ISTOÉ – Onde está esse dinheiro?
Élia – Isso só o Augusto pode dizer. Mas sei que tem muito dinheiro. Uma semana antes de a Elma morrer ela me disse que estava esperando a Ingrid chegar ao Brasil para ir aos Estados Unidos buscar um dinheiro e fazer alguns depósitos em uma nova conta. Era a fórmula encontrada pelo Paulo para tirar o controle total do Augusto. Infelizmente, Elma não teve tempo.

ISTOÉ – A renda dos imóveis deixados por PC não fica com as crianças?
Élia – Deveria ficar, mas a Ingrid descobriu que os aluguéis de seis imóveis em São Paulo são depositados na conta de Juarez, o motorista da família, por ordem do Augusto. Ele disse a ela que o dinheiro é usado para pagar as despesas da casa.

ISTOÉ – A Eônia não fala nada?
Élia – Ela sabe de muito mais. Sabe que o tutor tem levado o Paulinho para um caminho complicado, mas tem medo.

ISTOÉ – O que a sra. chama de caminho complicado?
Élia – Duas vezes por semana o Augusto vai com uns amigos para a mansão de Maceió e aquilo vira um cassino. São cerca de 30 horas seguidas de jogo, com muito dinheiro. E o Augusto faz questão de ficar ao lado do Paulinho. Diz que ele dá sorte. Cada vez que o Augusto ganha coloca R$ 200 no bolso do menino. No último final de semana de julho, telefonei para o celular de Paulinho e ele estava em Fortaleza com o tio. Disse que o Augusto o levara para um cassino clandestino, mas ele não pôde entrar. Não acho que essa seja uma boa formação. Espero que o juiz em Alagoas tome alguma providência.

ISTOÉ – Como a sra. descobriu isso?
Élia – A Ingrid e o próprio Paulinho contaram quando estiveram aqui.
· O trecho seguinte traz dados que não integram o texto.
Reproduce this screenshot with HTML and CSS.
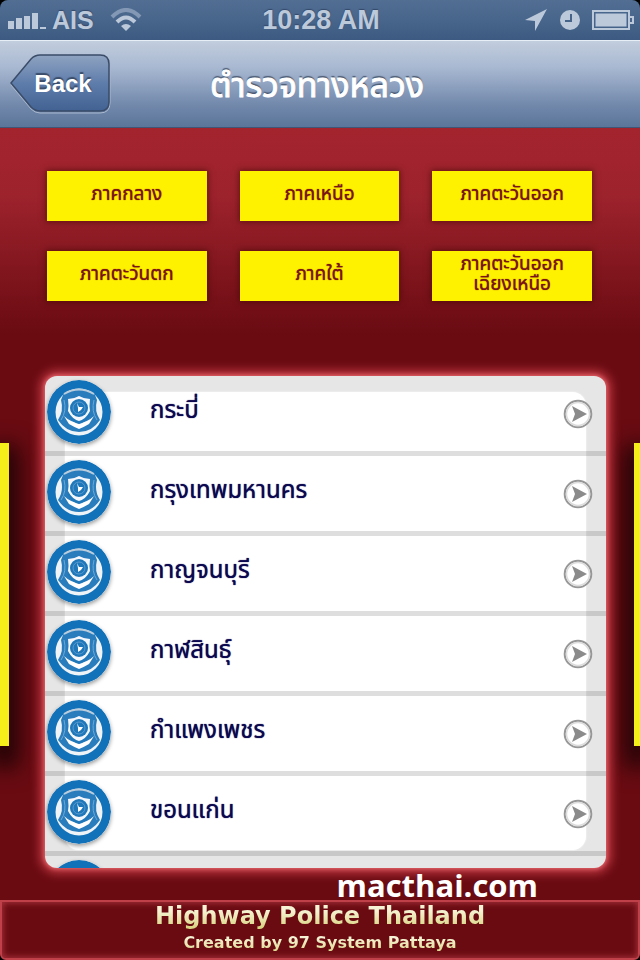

Eles não fazem segredo.

ISTOÉ – A Ingrid já tem 19 anos e o Paulinho está perto de fazer 18. O que eles dizem disso tudo?
Élia – O que se pode esperar deles, que viram a mãe morrer, foram para a Europa e quando voltam encontram o pai assassinado? A Ingrid está mais interessada. Quer saber exatamente tudo o que ocorreu com os pais, diz que não se surpreende com mais nada e sabe que quando completar 21 anos será o próximo obstáculo do Augusto. O Paulinho é diferente. Parece que está com a cabeça feita pelo tio, mas não se abre com ninguém.